それと関連して、服装の意味合いもずいぶん変わってきています。現代で花嫁衣装といえば白ですが、あれは意外と新しい習慣で、昔は黒が多かったんです。葬式=黒、結婚式=白という分け方も、戦後に定着したもので、それまではもっと曖昧だった。ただ、黒にはやっぱり精悍さや重厚感、安定感、そして知的な印象も含まれているように感じます。これから先、黒のイメージはますます広がっていくんじゃないかと、そんなふうに考えています。
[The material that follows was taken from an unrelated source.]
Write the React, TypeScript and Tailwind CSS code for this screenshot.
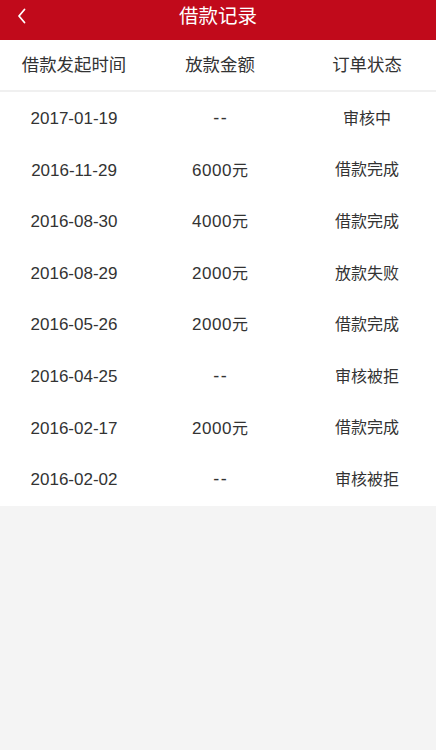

(丸田)

言葉の世界にある「黒」の行方は?
時代によって生まれる新たな価値観によってもたらされる変化が、言語表現によって社会化され、後世に残っていく……。だとしたら、私たちが生きる現代から生まれ、後世に残る「黒の言葉」とはどんなものだろう?取材の最後に丸田先生へ「もし現代人の感覚を反映した“新しい黒の日本語表現”をつくるとしたら、どのような言葉が生まれそうでしょうか?」という問いを投げかけてみると…?
「現代って、フェイクニュースや情報操作なんかもあって、情報的には非常に不確定な時代ですよね。そんななかで、黒というのは余分なものを削ぎ落とした、ある意味で本質だけを残した色だと思うんです。真実を見極めるための姿勢とか、本質を見抜く目を持つといったニュアンスが、黒という言葉にはふさわしいんじゃないかな、と。これからは、いろいろなものに惑わされず、自分の軸をしっかり持って、黒のように生きる。飾らず、流されず、本質を見つめて生きていくことが求められるんじゃないでしょうか。私自身、黒という色が好きですし、特に若い世代には、ぜひ“黒のように生きる”という感覚を大事にしてほしいですね。そういった意味合いをのせて、新しい黒の日本語表現をつくるとしたら、僕は次のような言葉を考えます。」(丸田)

「“黒知識”という言葉、パッと聞くと少し怪しい感じがするかもしれません。悪に手を染めて暗黒街で生き延びているような…。しかし、実はこれには元ネタがあります。仏教の世界では、自分を正しい教えへと導いてくれる師匠のことを“善知識”と呼びます。これは“正しい知識そのもの”というよりむしろ“正しい知識へと導いてくれる人物”を指す言葉なんです。そこからヒントを得て、“黒知識”という言葉を考えてみました。情報操作やフェイクに惑わされがちな昨今において、そうした雑音を取り除いて、本当に信頼できる情報を届けてくれる『人』や『メディア』こそ、“黒知識”と呼べるのではないかと思います。少し迂回した発想なので、すぐに定着するかどうかは怪しいですが(笑)、いったん定着してしまえば、案外しっくりくるかもしれません。」(丸田)
今回のWONDERでは、黒という語がもつ表現の幅広さから、言語表現の背景にある歴史、そして近代における身近な装いや芸術表現などの文化から根付くイメージの多様化までをたどってきた。それらを踏まえ、日本語学の専門家・丸田先生は、未来に向かう「黒」の変化を見つめ、これから先の日本語表現のさらなる広がりについて語ってくれた。
情報が溢れるいまだからこそ、余計なものを削ぎ落とし、本質を見つめるような「黒」のような感覚が、言葉や価値観のこれからに、大切なヒントを与えてくれるかもしれない。


丸田 博之
京都先端科学大学人文学部特任教授。京都大学文学部卒業。同大学院博士後期課程修了。文学博士。専門は日本語学。室町時代に来日したキリシタン宣教師が残した日本語文献の研究を皮切りに、茶道、能楽、狂言など室町文化全般及び戦国時代史に研究を拡大。近年は語源学や漢字研究などの分野でテレビ出演並びに番組監修等担当。密かな『ARMANI』のファン。身近なところでは『ZARA』の「黒」も愛用している。1958年京都生まれ。